During the war years female teachers filled in for the men who were on active service. Katie and Miss Quick (Geography) made a lasting impression on that wartime generation of pupils of whom I was one. Both these young ladies were not only excellent teachers but shapely young women who brought a new dimension to the staff and raised testosterone levels in both men and boys!

When I was in Form 6, I can remember Katie stayed after school on a Friday to help teach us the basics of ballroom dancing. I don’t doubt that she contributed to my subsequent competence in the waltz and the foxtrot.

Many of us of that generation in retrospect found those wartime years quite a magical time. Katie and Miss Quick became a memorable part of it.

So it is with much sadness I report the passing of Katie with whom in her latest years I renewed a friendship.

As alumni of University College, Cardiff we met once at a past students’ dinner. We sat next to each other on the top table. Katie served a term as President of the Cardiff Past Students Association and I was there as a past President of the Students’ Union. We spent most of that evening reminiscing about the good old days at Aberdare!

Many years passed by until I received that call from Dai Owen. It was a great pleasure to renew our friendship though by this time Katie was ninety.
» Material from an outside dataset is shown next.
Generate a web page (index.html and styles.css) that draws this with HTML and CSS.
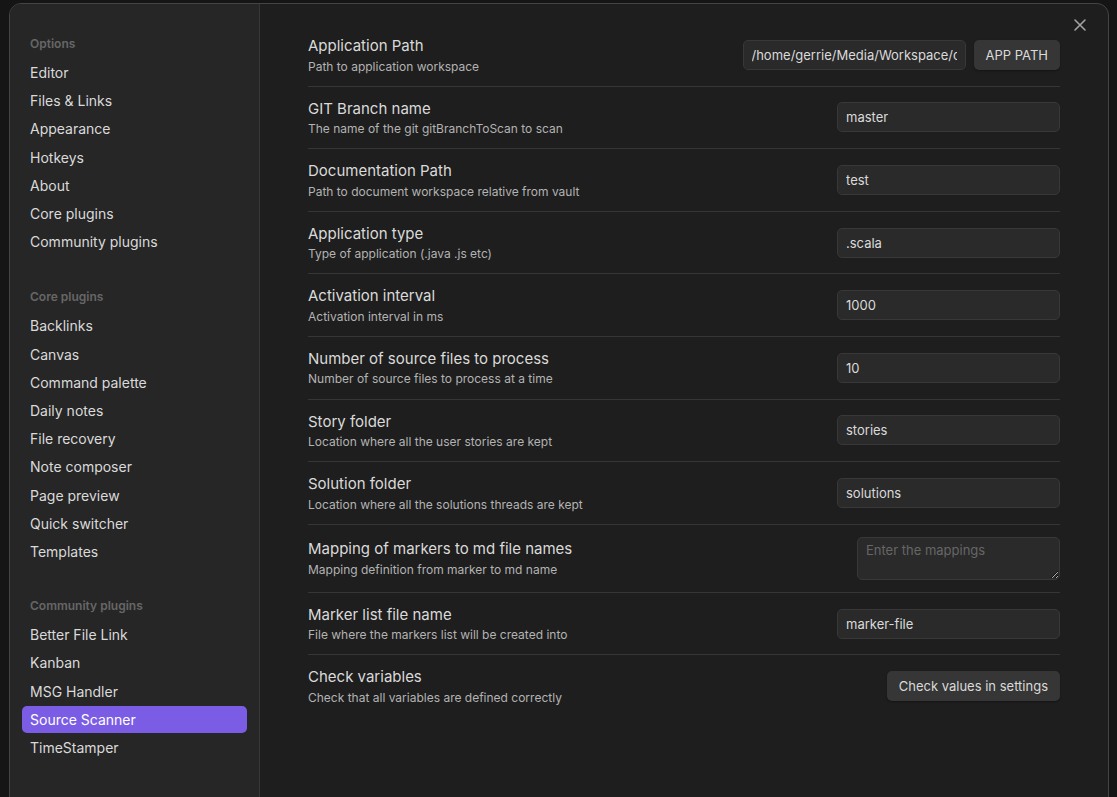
FILE: index.html
```html
<!DOCTYPE html>
<html lang="en">
<head>
<meta charset="utf-8">
<title>Settings</title>
<link rel="stylesheet" href="styles.css">
</head>
<body>
<div class="modal">
  <button class="close" aria-label="Close">
    <svg width="14" height="14" viewBox="0 0 14 14"><path d="M2 2 L12 12 M12 2 L2 12" stroke="#a3a3a3" stroke-width="1.6" stroke-linecap="round" fill="none"/></svg>
  </button>
  <nav class="sidebar">
    <div class="group">
      <div class="group-title">Options</div>
      <div class="nav-item">Editor</div>
      <div class="nav-item">Files &amp; Links</div>
      <div class="nav-item">Appearance</div>
      <div class="nav-item">Hotkeys</div>
      <div class="nav-item">About</div>
      <div class="nav-item">Core plugins</div>
      <div class="nav-item">Community plugins</div>
    </div>
    <div class="group">
      <div class="group-title">Core plugins</div>
      <div class="nav-item">Backlinks</div>
      <div class="nav-item">Canvas</div>
      <div class="nav-item">Command palette</div>
      <div class="nav-item">Daily notes</div>
      <div class="nav-item">File recovery</div>
      <div class="nav-item">Note composer</div>
      <div class="nav-item">Page preview</div>
      <div class="nav-item">Quick switcher</div>
      <div class="nav-item">Templates</div>
    </div>
    <div class="group">
      <div class="group-title">Community plugins</div>
      <div class="nav-item">Better File Link</div>
      <div class="nav-item">Kanban</div>
      <div class="nav-item">MSG Handler</div>
      <div class="nav-item active">Source Scanner</div>
      <div class="nav-item">TimeStamper</div>
    </div>
  </nav>
  <main class="content">
    <div class="setting">
      <div class="info"><div class="name">Application Path</div><div class="desc">Path to application workspace</div></div>
      <div class="control"><input class="text" type="text" value="/home/gerrie/Media/Workspace/code"><button class="btn">APP PATH</button></div>
    </div>
    <div class="setting">
      <div class="info"><div class="name">GIT Branch name</div><div class="desc">The name of the git gitBranchToScan to scan</div></div>
      <div class="control"><input class="text" type="text" value="master"></div>
    </div>
    <div class="setting">
      <div class="info"><div class="name">Documentation Path</div><div class="desc">Path to document workspace relative from vault</div></div>
      <div class="control"><input class="text" type="text" value="test"></div>
    </div>
    <div class="setting">
      <div class="info"><div class="name">Application type</div><div class="desc">Type of application (.java .js etc)</div></div>
      <div class="control"><input class="text" type="text" value=".scala"></div>
    </div>
    <div class="setting">
      <div class="info"><div class="name">Activation interval</div><div class="desc">Activation interval in ms</div></div>
      <div class="control"><input class="text" type="text" value="1000"></div>
    </div>
    <div class="setting">
      <div class="info"><div class="name">Number of source files to process</div><div class="desc">Number of source files to process at a time</div></div>
      <div class="control"><input class="text" type="text" value="10"></div>
    </div>
    <div class="setting">
      <div class="info"><div class="name">Story folder</div><div class="desc">Location where all the user stories are kept</div></div>
      <div class="control"><input class="text" type="text" value="stories"></div>
    </div>
    <div class="setting">
      <div class="info"><div class="name">Solution folder</div><div class="desc">Location where all the solutions threads are kept</div></div>
      <div class="control"><input class="text" type="text" value="solutions"></div>
    </div>
    <div class="setting">
      <div class="info"><div class="name">Mapping of markers to md file names</div><div class="desc">Mapping definition from marker to md name</div></div>
      <div class="control"><textarea class="area" placeholder="Enter the mappings"></textarea></div>
    </div>
    <div class="setting">
      <div class="info"><div class="name">Marker list file name</div><div class="desc">File where the markers list will be created into</div></div>
      <div class="control"><input class="text" type="text" value="marker-file"></div>
    </div>
    <div class="setting">
      <div class="info"><div class="name">Check variables</div><div class="desc">Check that all variables are defined correctly</div></div>
      <div class="control"><button class="btn">Check values in settings</button></div>
    </div>
  </main>
</div>
</body>
</html>
```
FILE: styles.css
```css
* { box-sizing: border-box; }
html, body { margin: 0; padding: 0; height: 100%; }
body {
  background: #151515;
  font-family: Inter, "Noto Sans", "Liberation Sans", sans-serif;
  color: #dadada;
  overflow: hidden;
  padding: 3px 0 0 9px;
}
.modal {
  position: relative;
  width: 1100px;
  height: 820px;
  border: 1px solid #444;
  border-radius: 12px;
  background: #1e1e1e;
  display: flex;
  overflow: hidden;
}
.close {
  position: absolute;
  top: 10px;
  right: 17px;
  width: 22px;
  height: 22px;
  padding: 0;
  border: 0;
  background: transparent;
  display: flex;
  align-items: center;
  justify-content: center;
}
.sidebar {
  width: 250px;
  flex: none;
  background: #262626;
  border-right: 1px solid #363636;
  padding: 32px 12px 0;
}
.group { margin-bottom: 34px; }
.group + .group + .group { margin-top: -1px; }
.group-title {
  font-size: 12px;
  font-weight: 600;
  color: #666;
  line-height: 16px;
  padding: 0 8px;
  margin-bottom: 7px;
}
.nav-item {
  font-size: 14px;
  line-height: 19.2px;
  padding: 4px 8px;
  margin-bottom: 1px;
  border-radius: 5px;
  color: #dadada;
}
.nav-item.active {
  background: #7b5ce5;
  color: #fff;
}
.content {
  flex: 1;
  padding: 20px 48px 0;
}
.setting {
  display: flex;
  align-items: center;
  justify-content: space-between;
  padding: 12px 0;
  border-top: 1px solid #363636;
}
.setting:first-child { border-top: 0; }
.name {
  font-size: 15px;
  line-height: 19.5px;
  color: #dadada;
}
.desc {
  font-size: 12px;
  line-height: 15.1px;
  padding-top: 3px;
  color: #b3b3b3;
}
.control {
  display: flex;
  align-items: center;
  gap: 8px;
}
.text, .area {
  font-family: Inter, "Noto Sans", "Liberation Sans", sans-serif;
  font-size: 13px;
  color: #dadada;
  background: #2a2a2a;
  border: 1px solid #383838;
  border-radius: 5px;
  padding: 0 8px;
  height: 30px;
  width: 223px;
  outline: none;
}
.area {
  width: 203px;
  height: 43px;
  padding: 4px 8px;
  resize: vertical;
  display: block;
}
.area::placeholder { color: #666; }
.btn {
  font-family: Inter, "Noto Sans", "Liberation Sans", sans-serif;
  font-size: 13px;
  color: #dadada;
  background: #363636;
  border: 0;
  border-radius: 5px;
  height: 30px;
  padding: 0 12px;
  box-shadow: 0 1px 2px rgba(0,0,0,0.35);
}
```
We met several times afterwards and I was invited to her 94th birthday party where I had the pleasure of meeting her two talented daughters Eryl and Elizabeth (a doctor and lawyer respectively), clearly chips off the old block!

They have helped me record this obituary of a remarkable and unforgettable lady.

Katherine Howe was born in Pontypridd on 19th June, 1915. She was educated at Pontypridd Girls’ Grammar School and the University College, Cardiff, (1933-38), where she graduated with honours in Zoology and gained her teaching diploma.

After qualifying as a teacher she was initially appointed to temporary posts at Porth, Hawthorne and Narberth before taking up her post at Aberdare Boys’ County School. Afterwards she taught briefly in Swansea and then as an exchange teacher in Oklahoma in 1949/50. The adventure whetted her appetite for more travel and she ended up in the Gold Coast in Africa in 1951 where she met her husband, Allan, who was then a District Commissioner. They returned home to Cardiff where they had two daughters, one in 1954 and the other in 1956. They lived and worked in Cardiff for the rest of their lives where Katie taught in Howells School for over 15 years.

Katie’s very fruitful life came to an end on 8th September, 2012.

We salute her passing.

 

Lyndon Harries, September 2013

 


 

  1. Miss Dilys Quick, (1916-2003) was one of the five children of Mr William Freeman Quick and Mrs Annie Quick of Cwmaman. She was appointed lecturer at Swansea Training College in 1949 and concluded her career there. Her brother Rev. Griffith Quick, (1900-1980), also taught at ABGS during a brief period in the autumn of 1948. He attended Aberdare Boys County School from 1913 until 1917 when he joined the navy. After the War, he returned to education and went to UCW Aberystwyth where in 1923 he gained a BSc degree in Physics, and much later in 1948 an MSc. He worked for many years as a missionary in Africa.